Dia menilai, kondisi lereng kurang lebih 73% dan sangat curam, serta banyak lumpur maupun bebatuan di dasar sungai, yang menyebabkan Sungai Sitio-tio, tersumbat.
“Pasca peristiwa banjir bandang, perusahaan telah menurunkan tim untuk pengecekan dan analisis lapangan. Kondisi Sitio-tio membentuk bendungan sementara. Akhirnya, sungai tertutup dan meluap ke alur sebelah tenggara. Tidak ada pengaruh atau keterkaitan operasional TPL,” kata Jandres.

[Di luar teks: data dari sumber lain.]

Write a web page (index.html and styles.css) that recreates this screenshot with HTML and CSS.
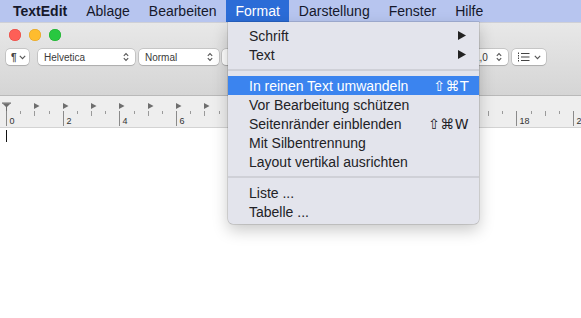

TPL akan beri bantuan sembako.
“Saya dihubungi TPL. Saya bilang, oh terima kasih atas bantuannya, tetapi kalau TPL mau membantu warga Sihotang, bantulah untuk memperbaiki sawah yang tertimbun batu, pasir dan pohon,” kata Sartono Sihotang, warga Kenegerian Sihotang, Kecamatan Harian.
“Kalau sembako sudah ada dari Dinas Sosial. Bantulah warga untuk kelanjutan pertanian.”
Dia bersikeras, banjir dan longsor dampak ada kerusakan hutan oleh TPL.
Ada beberapa sungai, air terjun, atau aliran air bermuara ke Danau Toba. Daerah Tangkapan Air (DTA) Danau Toba ini tersebar di tujuh kabupaten, termasuk Samosir, Humbahas, dan Tapanuli Utara.
Hasil pemantauan Satgas Penyelamatan Ekosistem Danau Toba, ditemukan praktik penebangan pohon masif dan penebangan liar di daerah aliran Sungai Aek Silang. Beberapa titik tutupan hutan di sepanjang Aek Silang mengalami degradasi.
“Ekosistem DTA harus terjaga dengan baik karena rawan bencana hidrologi seperti banjir, longsor, dan banjir bandang,” sebut Satgas Humbahas.
Perambahan hutan
Berdasarkan hasil pantauan pesawat drone Kelompok Studi dan Pengembangan Prakarsa Masyarakat (KSPPM), ditemukan ada perambahan hutan di atas bukit di hulu perbukitan Desa Simangulampe, tepatnya Di Desa Habeahaan, Kecamatan Lintong Ni Huta.
Esra Sinaga, Kepala KPH XIII Doloksanggul menepis fakta itu. “Hujan terus-menerus membuat sungai meluap, dan batu-batu terbawa arus. Lahan merupakan APL (alokasi penggunaan lain) bukan hutan lindung. Menurut pantauan kami tidak ada penebangan di atas lokasi itu,” katanya.
Selain itu, hasil pantauan dari satelit Aliansi Masyarakat Adat Nusantara (AMAN) Humbahas membenarkan ada penebangan di atas bukit di Desa Habeaan pada ketinggian 1.200-1.300 mdpl.
“Rata-rata kawasan di Danau Toba adalah hutan lindung. Tapi ada areal yang bolong bekas penebangan di hulu,” kata Samuel, Ketua AMAN Humbahas.
Dosmar Banjarnahor, Bupati Humbang Hasundutan, mengatakan, di lokasi banjir tak ada aliran air yang sedang ataupun besar, dan tak ada penebangan pohon. Dia bilang, kemungkinan batu-batuan dari dalam perut bumi.
“Dalam waktu dekat tim ahli geologi akan melakukan penelitian lebih lanjut.”